When we think about the internet, we don’t think about it as specific sites or destinations (although, for a large percentage of the population, they would use the terms “Facebook” and “The Internet” interchangeably). These new rules, or, lack of rules, would give the ISPs the freedom to create packages of internet services, much like the current television channel packages, for destination websites/services.

For example, they could create a streaming video package that includes priority (fast) access to Netflix, Hulu and YouTube for an added fee on top of your standard internet service fee. Or, they could create a gaming package that speeds up access to the PlayStation or Xbox networks. Conversely, they could speed up their own video-on-demand services while throttling other services, like Netflix.

In the long-run, it could get cheaper.

In another scenario, your costs may go down as the ISPs extract fees from websites/services, like Netflix, for priority access. In this type of scenario, Netflix could pay for prioritization while a competing service, like Hulu, which didn’t pay for prioritization would be perceptibly slower by comparison. Or, in the worst case, most-unlikely scenario, a competing service could be throttled or blocked. In this type of scenario, your internet access costs may get cheaper, but your subscription cost would likely go up. Costs to businesses are generally passed on to consumers. I wouldn’t expect this to be any different.

If there were competition in the marketplace, i.e. more than one high-speed internet service provider, this might lead to some real advantage for consumers, both in savings and added features. Unfortunately, the current landscape, especially here in West Virginia, has one option for legitimate, high-speed internet - Comcast - meaning, we are at their mercy.

How will this impact the internet? The rich get richer?

In the past, well-capitalized, established companies could be disrupted by competition in the marketplace. Without Net Neutrality rules, the new establishment, companies like Netflix, Facebook, Amazon, and Google can use network effects (large userbases) and their vast resources to ensure that they are not disrupted by upstarts. They can keep them out of the market long enough to either purchase them or, more likely, copy their features and run them out of business.

This suppression of innovation has already begun and will only get worse without these rules. Look no further than Facebook/Instagram. Snapchat innovates with disappearing video messages, gains market share (and mindshare among millennials) and gets the attention of Facebook. Facebook, with its extensive network of users, incorporates a similar feature into Instagram, allowing users to have feature parity without having to try out the rival service, decreasing the opportunity for Snapchat to gain market share. Looking at the quarterly numbers for Snapchat, you can see the effects. Their user growth has plateaued.

These rules aren’t about protecting Netflix, they’re about protecting the next Netflix.

What can be done?

As an individual, you can contact your congressman! Battleforthenet.com has made it very easy to contact your congressman to tell them how you feel about this. Tell them that they need to make Net Neutrality law. Without a law, this will continue to be a political football and will vary based on the whims of the current administration.

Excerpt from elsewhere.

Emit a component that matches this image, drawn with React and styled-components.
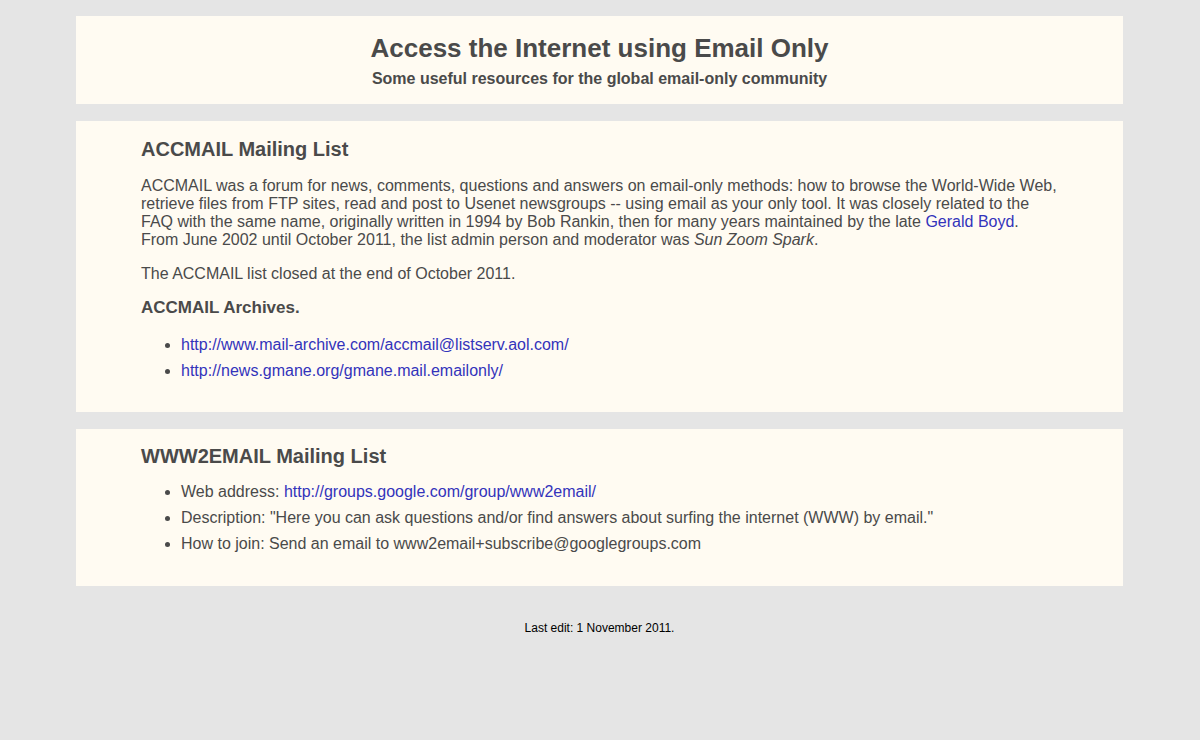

We can shun businesses that opt for priority access. As consumers, we hold a lot of power within the confines of our bank accounts. What would happen if we decided, en masse, to not use services that paid for priority access?

It’s unlikely that this movement will be abated, so what can we do on net neutrality is removed?

We can shun businesses that opt for priority access. As consumers, we hold a lot of power within the confines of our bank accounts. What would happen if we decided, en masse, to not use services that paid for priority access?

As businesses, we can utterly reject the concept of priority access. Google, Facebook, Amazon, and Apple can decide to not participate in this new marketplace and pressure other like-minded businesses to do the same. How would this decision impact the plans of the major internet service providers?

Ultimately, we don’t know what’s going to happen. Maybe this will lead to innovation within the marketplace, and we’ll all have so much cheap data that it won’t matter. Then again, I wouldn’t bet on it.